How did offshoring become mainstream?

By Hugo Hemmen

What does the future of offshoring look like? This is a conversation that we in the Gapstars office have been having frequently over the last few months, and that’s why we decided to write this series of blog posts about offshoring. We’re a part of the offshoring community, with a large IT team in Sri Lanka. In this blog post, we try to find an answer to the question: Why did offshoring become such a popular form of IT staffing?

Origin of offshoring

The concept offshoring has been around since the early 1980s, when governments (notably Thatcher and Reagan) established free trade, promoting freedom of movement and ‘globalisation’. It was the dot.com boom in the year 2000 that saw offshoring gather real momentum. In the past, offshoring was primarily used in manufacturing. However, the demand for tech skills grew at such a rate that offshoring became the obvious IT solution for many companies as well.

It’s also worth mentioning that countries, such as India, recognised the demand for IT experts and began to (and still do) invest heavily in this field. Thus, the benefits of offshoring extend further than just the financial—it’s also about employing those with the best skill set. 

Lack of IT personnel in the West

It is a known fact that the West cannot meet the demands for IT personnel. The ‘Mind the Gap’ report, published in 2019 by UK online recruiter Hired, revealed a massive divide between jobs and those skilled enough to do them. Currently, the UK alone has 750,000 job vacancies, which are mostly filled by agencies abroad.
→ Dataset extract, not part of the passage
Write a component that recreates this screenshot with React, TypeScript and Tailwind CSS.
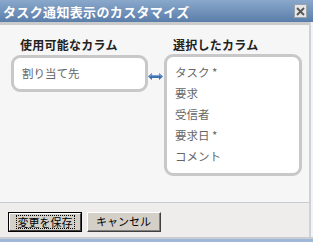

The Dutch agency UWV (which regulates and implements employment benefits) issued a report in 2019 highlighting the shortcomings in the Dutch employment sector. They documented the following findings:

  • ‘The labour market for ICT professions has been “very tight” since mid-2017. In the first half of 2019, about 40% of ICT service companies experienced obstacles as a result of a shortage of personnel. 
  • About 6 in 10 ICT workers work outside the information and communication sector.
  • Besides ICT companies, banks, governments and, for example, online shops also have great difficulty in finding ICT professionals.’

Conclusion

Despite the fact that there have been (and continue to be) campaigns focused around education in this field, the reality is that the roles simply cannot be filled on Western soil. Working in tandem with developing countries such as Sri Lanka, India and Vietnam enable the ever-growing IT sector to meet its demands.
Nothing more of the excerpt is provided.